* _PROBLEM REQUIREMENTS_: Images appear in the records below; leave them out and repeat everything else exactly.

* _EXERCISE DATA_:
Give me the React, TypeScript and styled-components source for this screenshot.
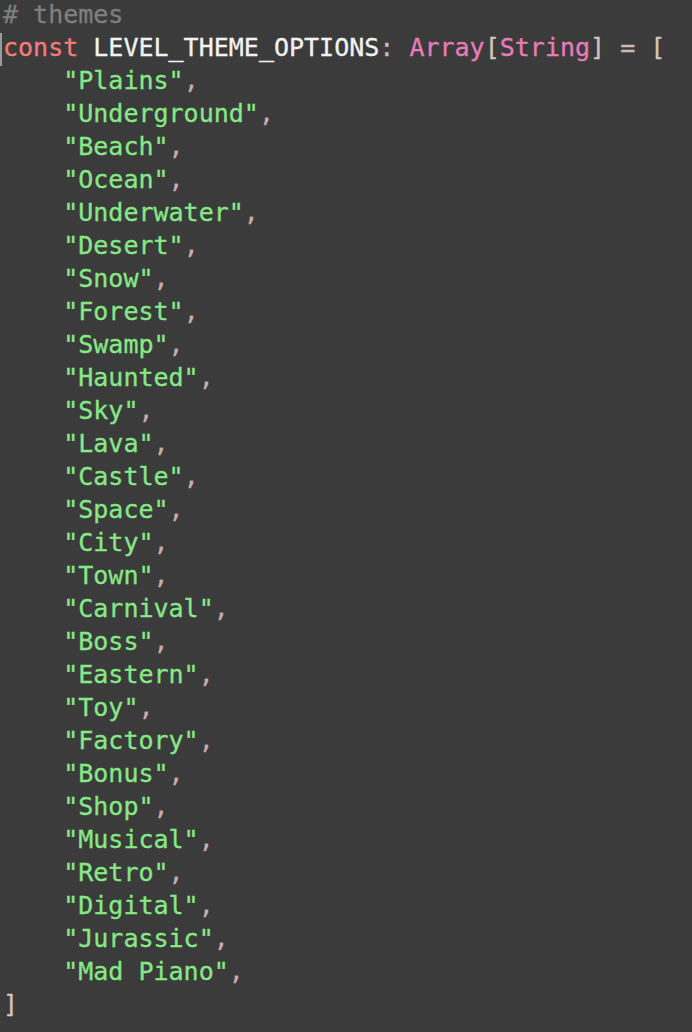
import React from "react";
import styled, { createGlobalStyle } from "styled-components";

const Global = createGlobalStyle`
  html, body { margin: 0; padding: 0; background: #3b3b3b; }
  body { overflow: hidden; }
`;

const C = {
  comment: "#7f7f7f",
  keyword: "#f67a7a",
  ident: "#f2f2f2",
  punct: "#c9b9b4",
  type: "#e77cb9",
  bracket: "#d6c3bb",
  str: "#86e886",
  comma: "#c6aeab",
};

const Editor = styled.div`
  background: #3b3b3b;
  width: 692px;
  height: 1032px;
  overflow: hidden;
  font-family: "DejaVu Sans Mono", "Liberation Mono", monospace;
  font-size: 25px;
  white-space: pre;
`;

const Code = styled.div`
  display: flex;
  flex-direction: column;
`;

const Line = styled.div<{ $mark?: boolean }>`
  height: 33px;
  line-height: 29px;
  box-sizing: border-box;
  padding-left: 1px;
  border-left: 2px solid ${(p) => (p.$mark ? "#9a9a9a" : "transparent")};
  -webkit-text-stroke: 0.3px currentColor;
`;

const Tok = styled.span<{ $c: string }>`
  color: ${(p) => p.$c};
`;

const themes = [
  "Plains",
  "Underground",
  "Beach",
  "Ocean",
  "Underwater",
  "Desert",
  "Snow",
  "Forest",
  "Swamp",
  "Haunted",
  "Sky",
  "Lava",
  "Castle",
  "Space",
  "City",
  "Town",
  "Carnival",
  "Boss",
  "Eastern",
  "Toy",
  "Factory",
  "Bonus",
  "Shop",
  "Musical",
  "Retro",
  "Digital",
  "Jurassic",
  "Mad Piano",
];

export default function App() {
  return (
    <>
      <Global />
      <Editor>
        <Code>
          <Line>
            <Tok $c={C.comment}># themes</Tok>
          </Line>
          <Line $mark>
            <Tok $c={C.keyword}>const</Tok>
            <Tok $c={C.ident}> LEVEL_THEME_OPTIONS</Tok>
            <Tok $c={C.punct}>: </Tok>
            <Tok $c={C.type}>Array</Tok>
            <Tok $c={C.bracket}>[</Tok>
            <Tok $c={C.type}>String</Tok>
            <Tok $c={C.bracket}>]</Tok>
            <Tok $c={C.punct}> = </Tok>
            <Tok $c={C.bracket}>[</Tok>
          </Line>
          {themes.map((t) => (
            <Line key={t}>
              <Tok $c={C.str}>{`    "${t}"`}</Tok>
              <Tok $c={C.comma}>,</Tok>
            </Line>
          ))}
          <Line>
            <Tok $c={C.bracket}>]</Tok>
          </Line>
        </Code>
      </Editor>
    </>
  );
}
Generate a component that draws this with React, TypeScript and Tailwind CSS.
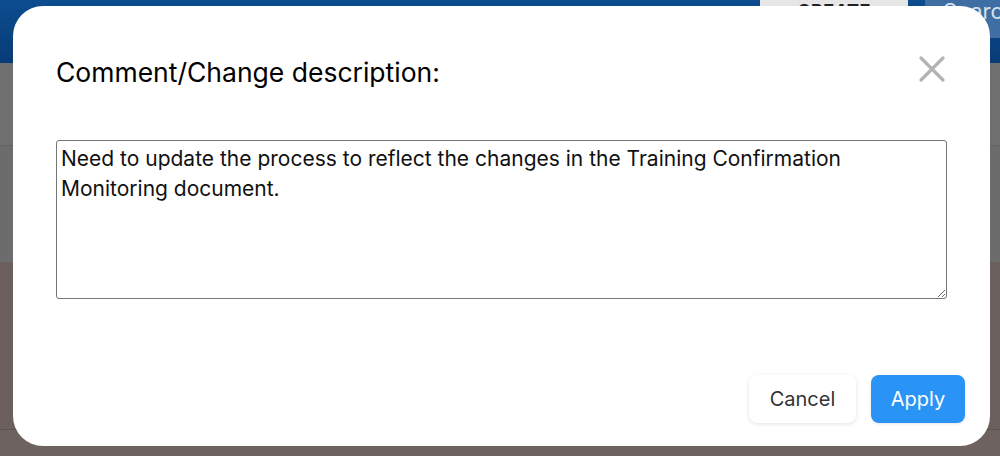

* _ANSWER FOR THE TASK_:
Give me the React, TypeScript and styled-components source for this screenshot.
import React from "react";
import styled, { createGlobalStyle } from "styled-components";

const Global = createGlobalStyle`
  html, body { margin: 0; padding: 0; background: #3b3b3b; }
  body { overflow: hidden; }
`;

const C = {
  comment: "#7f7f7f",
  keyword: "#f67a7a",
  ident: "#f2f2f2",
  punct: "#c9b9b4",
  type: "#e77cb9",
  bracket: "#d6c3bb",
  str: "#86e886",
  comma: "#c6aeab",
};

const Editor = styled.div`
  background: #3b3b3b;
  width: 692px;
  height: 1032px;
  overflow: hidden;
  font-family: "DejaVu Sans Mono", "Liberation Mono", monospace;
  font-size: 25px;
  white-space: pre;
`;

const Code = styled.div`
  display: flex;
  flex-direction: column;
`;

const Line = styled.div<{ $mark?: boolean }>`
  height: 33px;
  line-height: 29px;
  box-sizing: border-box;
  padding-left: 1px;
  border-left: 2px solid ${(p) => (p.$mark ? "#9a9a9a" : "transparent")};
  -webkit-text-stroke: 0.3px currentColor;
`;

const Tok = styled.span<{ $c: string }>`
  color: ${(p) => p.$c};
`;

const themes = [
  "Plains",
  "Underground",
  "Beach",
  "Ocean",
  "Underwater",
  "Desert",
  "Snow",
  "Forest",
  "Swamp",
  "Haunted",
  "Sky",
  "Lava",
  "Castle",
  "Space",
  "City",
  "Town",
  "Carnival",
  "Boss",
  "Eastern",
  "Toy",
  "Factory",
  "Bonus",
  "Shop",
  "Musical",
  "Retro",
  "Digital",
  "Jurassic",
  "Mad Piano",
];

export default function App() {
  return (
    <>
      <Global />
      <Editor>
        <Code>
          <Line>
            <Tok $c={C.comment}># themes</Tok>
          </Line>
          <Line $mark>
            <Tok $c={C.keyword}>const</Tok>
            <Tok $c={C.ident}> LEVEL_THEME_OPTIONS</Tok>
            <Tok $c={C.punct}>: </Tok>
            <Tok $c={C.type}>Array</Tok>
            <Tok $c={C.bracket}>[</Tok>
            <Tok $c={C.type}>String</Tok>
            <Tok $c={C.bracket}>]</Tok>
            <Tok $c={C.punct}> = </Tok>
            <Tok $c={C.bracket}>[</Tok>
          </Line>
          {themes.map((t) => (
            <Line key={t}>
              <Tok $c={C.str}>{`    "${t}"`}</Tok>
              <Tok $c={C.comma}>,</Tok>
            </Line>
          ))}
          <Line>
            <Tok $c={C.bracket}>]</Tok>
          </Line>
        </Code>
      </Editor>
    </>
  );
}
Generate a component that draws this with React, TypeScript and Tailwind CSS.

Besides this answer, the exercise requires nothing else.